Tanto el Partido Popular como su excrecencia, Vox, llevan años interpretando una obra disparatada, shakesperiana si nos atenemos a la célebre frase de Macbeth sobre la vida (“un cuento contado por un idiota, lleno de ruido y de furia, que no tiene ningún sentido”): la defenestración de un líder errático y frágil y su sustitución por otro con el talento sintáctico y la genialidad política de un Teletubbie; la desfachatez asombrosa (dejemos de lado actuaciones potencialmente criminales) de una baronesa poderosísima; el desprecio por la salud pública y la naturaleza exhibido por sus gobiernos autonómicos… En todo momento, sin embargo, han procurado que su público se mantuviera crédulo y receptivo al efecto emocional.
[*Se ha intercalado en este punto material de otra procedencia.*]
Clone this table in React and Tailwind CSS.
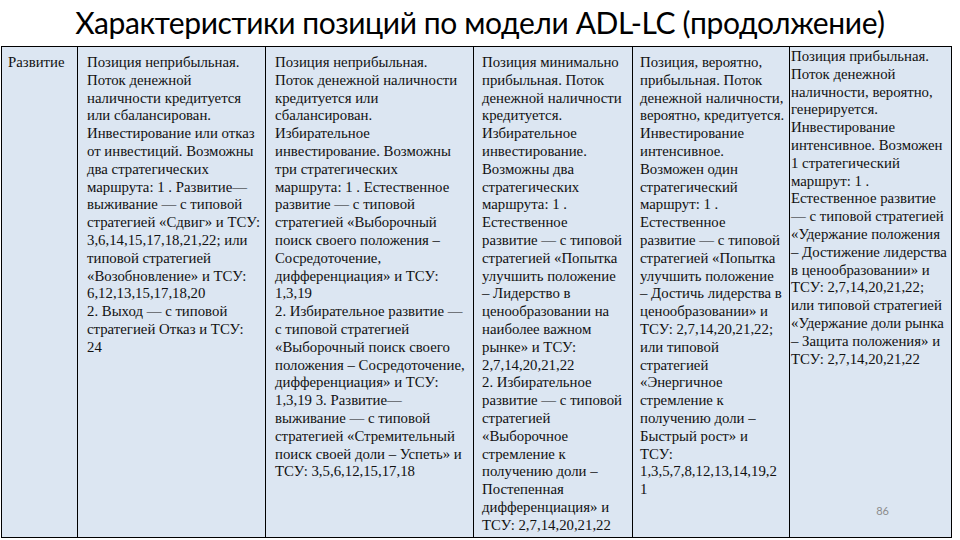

La coalición de las izquierdas ha ofrecido una obra no esencialmente mala, con pasajes casi brillantes (derechos sociales e individuales, por ejemplo) y momentos tenebrosos (Marruecos, por elegir uno) de esos que exaltan, como debe ser, la furia del público. Pero ha aplicado a fondo el “verfremdungseffekt”. Cada vez que un actor declamaba sobre el escenario alguna frase como “este gobierno permanece unido”, otro se acercaba al público para susurrar “ojo, recordad que aquí nos odiamos todos”; en cada monólogo del protagonista relucía un mensaje subyacente (“saben ustedes que estoy mintiendo, pero ¿a que lo hago bien?”); cuando la compañía en pleno metía la pata, instaba a la audiencia a abuchear a sólo uno de sus miembros (una, en el caso que nos ocupa).
A estas alturas ya hemos captado el asunto. Vale, esto no es realidad, es teatro. El caso es que en una campaña electoral se demanda al público que suspenda su incredulidad, que olvide el sentido crítico, que participe en la ilusión, que goce de la catarsis. Y el público de izquierdas está ya demasiado habituado al “verfremdungseffekt”.
Pienso que, a pesar de la ley d'Hondt y sus consecuencias en el reparto de escaños, ya da bastante igual que la izquierda de la izquierda acuda a las urnas unida o separada y que la derecha de la izquierda interprete mejor o peor el papel de partido cohesionado. Conocemos el truco. Los actores nos han dicho ya muchas veces que no nos fiemos de ellos.
Recordemos dos cosas: que unas elecciones se refieren más a un conjunto de ilusiones colectivas sobre el futuro que a la evaluación racional del pasado reciente, y que el peor resultado de la izquierda española se dio en las elecciones de 2000, cuando PSOE e Izquierda Unida concurrieron juntos en una coalición forzada e inverosímil que según todas las encuestas iba a perder por poco, y perdió por millones.
(Comprendan que aquí no nos refiramos a los grandes grupos de comunicación, la claque que en su mayoría ha aplaudido con entusiasmo la función de la derecha y en su minoría la función del gobierno de izquierdas, porque ya saben ustedes que lo de esos grupos no es teatro, sino principios. Unos principios tan sólidos que, cuando las circunstancias lo aconsejan, pueden ser sustituidos por otros y guardarse para más adelante sin sufrir el menor deterioro).